Collect every line below that contains the word "TypeScript".

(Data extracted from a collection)
▶
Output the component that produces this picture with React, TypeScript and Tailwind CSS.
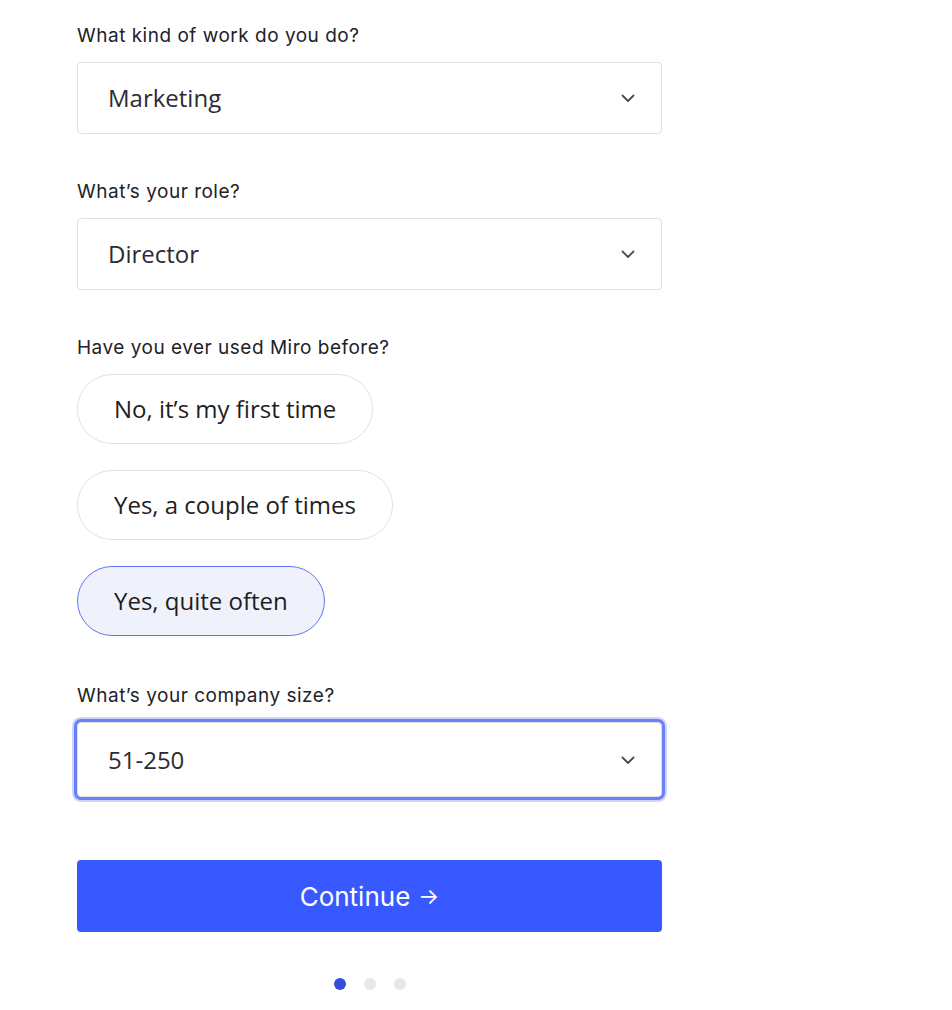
import { useState } from "react";

const labelFont = { fontFamily: "Inter, 'Liberation Sans', sans-serif" };
const valueFont = { fontFamily: "'Open Sans', 'Noto Sans', sans-serif" };

function Chevron() {
  return (
    <svg width="16" height="16" viewBox="0 0 16 16" fill="none" className="text-[#4a4a55]">
      <path d="M2.5 5.5 8 11 13.5 5.5" stroke="currentColor" strokeWidth="1.8" strokeLinecap="round" strokeLinejoin="round" />
    </svg>
  );
}

function Select({ value, focused }: { value: string; focused?: boolean }) {
  return (
    <div
      className={`flex w-[585px] items-center justify-between rounded-[4px] border border-[#e0e0e6] bg-white pl-[30px] pr-[25px] ${
        focused ? "h-[75px] shadow-[0_0_0_3px_#6b7ff7,0_0_0_5px_#cdd4fd]" : "h-[72px]"
      }`}
    >
      <span className="text-[24px] text-[#2b2b33]" style={valueFont}>
        {value}
      </span>
      <Chevron />
    </div>
  );
}

function Label({ children }: { children: string }) {
  return (
    <div className="mb-[14px] text-[19px] leading-6 tracking-[0.5px] text-[#222228]" style={labelFont}>
      {children}
    </div>
  );
}

const usage = ["No, it’s my first time", "Yes, a couple of times", "Yes, quite often"];

export default function App() {
  const [picked, setPicked] = useState(2);
  return (
    <div className="min-h-[1010px] w-[952px] bg-white pl-[77px] pt-[24px]">
      <Label>What kind of work do you do?</Label>
      <Select value="Marketing" />

      <div className="mt-[46px]">
        <Label>What’s your role?</Label>
        <Select value="Director" />
      </div>

      <div className="mt-[46px]">
        <Label>Have you ever used Miro before?</Label>
        <div className="flex flex-col items-start gap-[26px]">
          {usage.map((u, i) => (
            <button
              key={u}
              onClick={() => setPicked(i)}
              className={`h-[70px] rounded-full border px-[36px] text-[24px] text-[#1e1e24] ${
                picked === i ? "border-[#5f74f4] bg-[#eff2fb]" : "border-[#e0e0e6] bg-white"
              }`}
              style={valueFont}
            >
              {u}
            </button>
          ))}
        </div>
      </div>

      <div className="mt-[48px]">
        <Label>What’s your company size?</Label>
        <Select value="51-250" focused />
      </div>

      <button
        className="mt-[63px] flex h-[72px] w-[585px] items-center justify-center rounded-[4px] bg-[#3859ff] text-[26px] text-white"
        style={labelFont}
      >
        Continue <span className="ml-2 text-[22px]">→</span>
      </button>

      <div className="mt-[46px] flex w-[585px] justify-center gap-[18px]">
        <span className="h-3 w-3 rounded-full bg-[#3450d8]" />
        <span className="h-3 w-3 rounded-full bg-[#e7e7ee]" />
        <span className="h-3 w-3 rounded-full bg-[#e7e7ee]" />
      </div>
    </div>
  );
}
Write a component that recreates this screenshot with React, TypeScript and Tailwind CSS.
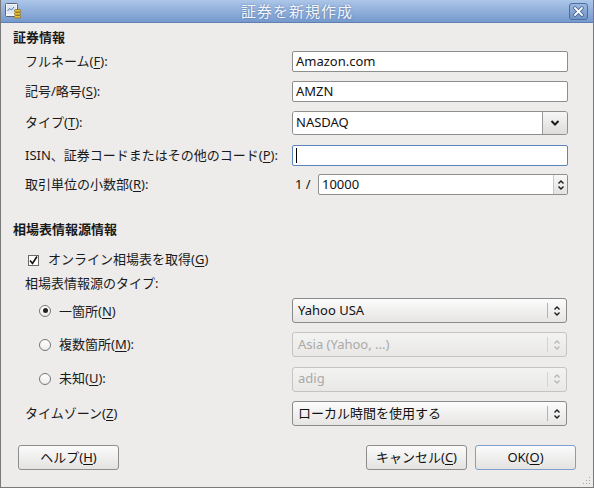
import React from "react";

const FONT = { fontFamily: '"Noto Sans", "Noto Sans CJK JP", sans-serif' };

function U({ children }: { children: React.ReactNode }) {
  return <span className="underline underline-offset-2">{children}</span>;
}

function WindowIcon() {
  return (
    <svg width="16" height="16" viewBox="0 0 16 16">
      <rect x="0.5" y="0.5" width="12" height="13" rx="1" fill="#f4f6f8" stroke="#56667a" />
      <rect x="2" y="2" width="9" height="9" fill="#dfe8f2" />
      <path d="M2.5 8 L4.5 5.5 L6.5 7 L9 4" stroke="#4a78b0" strokeWidth="1" fill="none" />
      <rect x="9.5" y="6.5" width="6" height="2.5" rx="1" fill="#e8c23a" stroke="#8a6d10" strokeWidth="0.8" />
      <rect x="9.5" y="9.5" width="6" height="2.5" rx="1" fill="#e8c23a" stroke="#8a6d10" strokeWidth="0.8" />
      <rect x="9.5" y="12.5" width="6" height="2.5" rx="1" fill="#e8c23a" stroke="#8a6d10" strokeWidth="0.8" />
    </svg>
  );
}

function CloseButton() {
  return (
    <div className="w-[19px] h-[17px] rounded-[3px] border border-[#4d6f9f] bg-gradient-to-b from-[#9cb8e0] to-[#6f92c6] flex items-center justify-center">
      <svg width="11" height="11" viewBox="0 0 11 11">
        <path d="M2 2 L9 9 M9 2 L2 9" stroke="#3f5f8f" strokeWidth="3.4" strokeLinecap="round" />
        <path d="M2 2 L9 9 M9 2 L2 9" stroke="#ffffff" strokeWidth="1.8" strokeLinecap="round" />
      </svg>
    </div>
  );
}

function UpDown({ disabled }: { disabled?: boolean }) {
  const c = disabled ? "#b8b8b8" : "#1c1c1c";
  return (
    <svg width="8" height="12" viewBox="0 0 8 12">
      <path d="M1.5 4.5 L4 2 L6.5 4.5" stroke={c} strokeWidth="1.4" fill="none" />
      <path d="M1.5 7.5 L4 10 L6.5 7.5" stroke={c} strokeWidth="1.4" fill="none" />
    </svg>
  );
}

function TextInput({ value, focused }: { value?: string; focused?: boolean }) {
  return (
    <div
      className={
        "w-[276px] h-[21px] bg-white rounded-[2px] border flex items-center pl-[3px] text-[13px] text-[#111] " +
        (focused ? "border-[#5b84bd]" : "border-[#8e8e8e]")
      }
    >
      {value}
      {focused && <div className="w-px h-[15px] bg-black" />}
    </div>
  );
}

function ComboButton({ value, disabled }: { value: string; disabled?: boolean }) {
  return (
    <div
      className={
        "w-[275px] h-[25px] rounded-[3px] border flex items-center text-[13px] bg-gradient-to-b " +
        (disabled
          ? "border-[#c4c4c4] from-[#f3f3f2] to-[#e9e8e7] text-[#a9a9a9]"
          : "border-[#8a8a8a] from-[#fcfcfc] to-[#e6e5e4] text-[#111]")
      }
    >
      <div className="flex-1 pl-[5px]">{value}</div>
      <div className={"w-px h-[15px] " + (disabled ? "bg-[#d4d4d4]" : "bg-[#b3b3b3]")} />
      <div className="w-[18px] flex justify-center">
        <UpDown disabled={disabled} />
      </div>
    </div>
  );
}

function Label({ children }: { children: React.ReactNode }) {
  return <div className="w-[267px] text-[13px] text-[#1a1a1a]">{children}</div>;
}

function Radio({ checked }: { checked?: boolean }) {
  return (
    <div className="w-[12px] h-[12px] rounded-full border border-[#767676] bg-gradient-to-b from-white to-[#ececec] flex items-center justify-center">
      {checked && <div className="w-[5px] h-[5px] rounded-full bg-[#222]" />}
    </div>
  );
}

function Button({ children, primary }: { children: React.ReactNode; primary?: boolean }) {
  return (
    <div
      className={
        "w-[101px] h-[25px] rounded-[3px] border bg-gradient-to-b from-[#fbfbfb] to-[#e4e3e2] flex items-center justify-center text-[13px] text-[#111] " +
        (primary ? "border-[#7d9fcf]" : "border-[#8e8e8e]")
      }
    >
      {children}
    </div>
  );
}

export default function App() {
  return (
    <div
      style={FONT}
      className="w-[594px] h-[488px] bg-[#edeceb] border-x border-b border-[#7a7a7a] flex flex-col overflow-hidden"
    >
      {/* title bar */}
      <div className="h-[23px] -mx-px bg-gradient-to-b from-[#adc6e8] to-[#7699cd] border-b border-[#5f7fb0] flex items-center px-[5px] relative">
        <WindowIcon />
        <div className="absolute left-0 right-0 top-0 h-[22px] flex items-center justify-center text-[15px] text-[#f2f6fb] tracking-[1px] [text-shadow:0_0_2px_#4d6f9f]">
          証券を新規作成
        </div>
        <div className="ml-auto mr-[1px]">
          <CloseButton />
        </div>
      </div>

      <div className="flex flex-col pl-[12px] text-[#1a1a1a]">
        <div className="mt-[7px] h-[16px] flex items-center text-[13px] font-bold">証券情報</div>

        <div className="pl-[12px] flex flex-col">
          <div className="mt-[5px] flex items-center h-[21px]">
            <Label>
              フルネーム(<U>F</U>):
            </Label>
            <TextInput value="Amazon.com" />
          </div>
          <div className="mt-[9px] flex items-center h-[21px]">
            <Label>
              記号/略号(<U>S</U>):
            </Label>
            <TextInput value="AMZN" />
          </div>
          <div className="mt-[9px] flex items-center h-[24px]">
            <Label>
              タイプ(<U>T</U>):
            </Label>
            <div className="w-[276px] h-[24px] flex rounded-[3px] border border-[#8e8e8e] overflow-hidden">
              <div className="flex-1 bg-white flex items-center pl-[3px] text-[13px] text-[#111]">NASDAQ</div>
              <div className="w-[25px] border-l border-[#9a9a9a] bg-gradient-to-b from-[#f6f6f6] to-[#dedddc] flex items-center justify-center">
                <svg width="10" height="8" viewBox="0 0 10 8">
                  <path d="M1.5 2 L5 5.5 L8.5 2" stroke="#1a1a1a" strokeWidth="2" fill="none" />
                </svg>
              </div>
            </div>
          </div>
          <div className="mt-[10px] flex items-center h-[21px]">
            <Label>
              ISIN、証券コードまたはその他のコード(<U>P</U>):
            </Label>
            <TextInput focused />
          </div>
          <div className="mt-[8px] flex items-center h-[21px]">
            <Label>
              取引単位の小数部(<U>R</U>):
            </Label>
            <div className="w-[276px] flex items-center">
              <div className="w-[26px] pl-[3px] text-[13px] text-[#111]">1 /</div>
              <div className="flex-1 h-[21px] bg-white rounded-[2px] border border-[#8e8e8e] flex items-center pl-[3px] text-[13px] text-[#111]">
                <div className="flex-1">10000</div>
                <div className="w-[14px] h-full border-l border-[#c8c8c8] bg-gradient-to-b from-[#f8f8f8] to-[#e2e2e2] flex items-center justify-center">
                  <UpDown />
                </div>
              </div>
            </div>
          </div>
        </div>

        <div className="mt-[27px] h-[16px] flex items-center text-[13px] font-bold">相場表情報源情報</div>

        <div className="pl-[12px] flex flex-col">
          <div className="mt-[14px] h-[16px] flex items-center text-[13px]">
            <div className="ml-[3px] w-[11px] h-[11px] border border-[#6a6a6a] bg-white flex items-center justify-center">
              <svg width="9" height="9" viewBox="0 0 9 9">
                <path d="M1 4.5 L3.5 7.5 L8 0.5" stroke="#111" strokeWidth="1.6" fill="none" />
              </svg>
            </div>
            <div className="ml-[9px]">
              オンライン相場表を取得(<U>G</U>)
            </div>
          </div>
          <div className="mt-[8px] h-[16px] flex items-center text-[13px]">相場表情報源のタイプ:</div>

          <div className="mt-[6px] flex items-center h-[25px]">
            <div className="w-[267px] flex items-center text-[13px]">
              <div className="ml-[14px]">
                <Radio checked />
              </div>
              <div className="ml-[8px] mt-[2px]">
                一箇所(<U>N</U>)
              </div>
            </div>
            <ComboButton value="Yahoo USA" />
          </div>
          <div className="mt-[9px] flex items-center h-[25px]">
            <div className="w-[267px] flex items-center text-[13px]">
              <div className="ml-[14px]">
                <Radio />
              </div>
              <div className="ml-[8px]">
                複数箇所(<U>M</U>):
              </div>
            </div>
            <ComboButton value="Asia (Yahoo, ...)" disabled />
          </div>
          <div className="mt-[10px] flex items-center h-[24px]">
            <div className="w-[267px] flex items-center text-[13px]">
              <div className="ml-[14px]">
                <Radio />
              </div>
              <div className="ml-[8px]">
                未知(<U>U</U>):
              </div>
            </div>
            <ComboButton value="adig" disabled />
          </div>
          <div className="mt-[10px] flex items-center h-[25px]">
            <Label>
              タイムゾーン(<U>Z</U>)
            </Label>
            <ComboButton value="ローカル時間を使用する" />
          </div>
        </div>
      </div>

      <div className="mt-[19px] flex items-center pl-[17px] pr-[17px]">
        <Button>
          ヘルプ(<U>H</U>)
        </Button>
        <div className="flex-1" />
        <Button>
          キャンセル(<U>C</U>)
        </Button>
        <div className="w-[8px]" />
        <Button primary>
          OK(<U>O</U>)
        </Button>
      </div>

      <div className="flex-1 flex justify-end items-end pr-[2px] pb-[2px]">
        <svg width="10" height="10" viewBox="0 0 10 10">
          {[
            [8, 2],
            [5, 5],
            [8, 5],
            [2, 8],
            [5, 8],
            [8, 8],
          ].map(([x, y], i) => (
            <rect key={i} x={x} y={y} width="1" height="1" fill="#a5a5a5" />
          ))}
        </svg>
      </div>
    </div>
  );
}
◀
TASK SOLUTION:
Output the component that produces this picture with React, TypeScript and Tailwind CSS.
Write a component that recreates this screenshot with React, TypeScript and Tailwind CSS.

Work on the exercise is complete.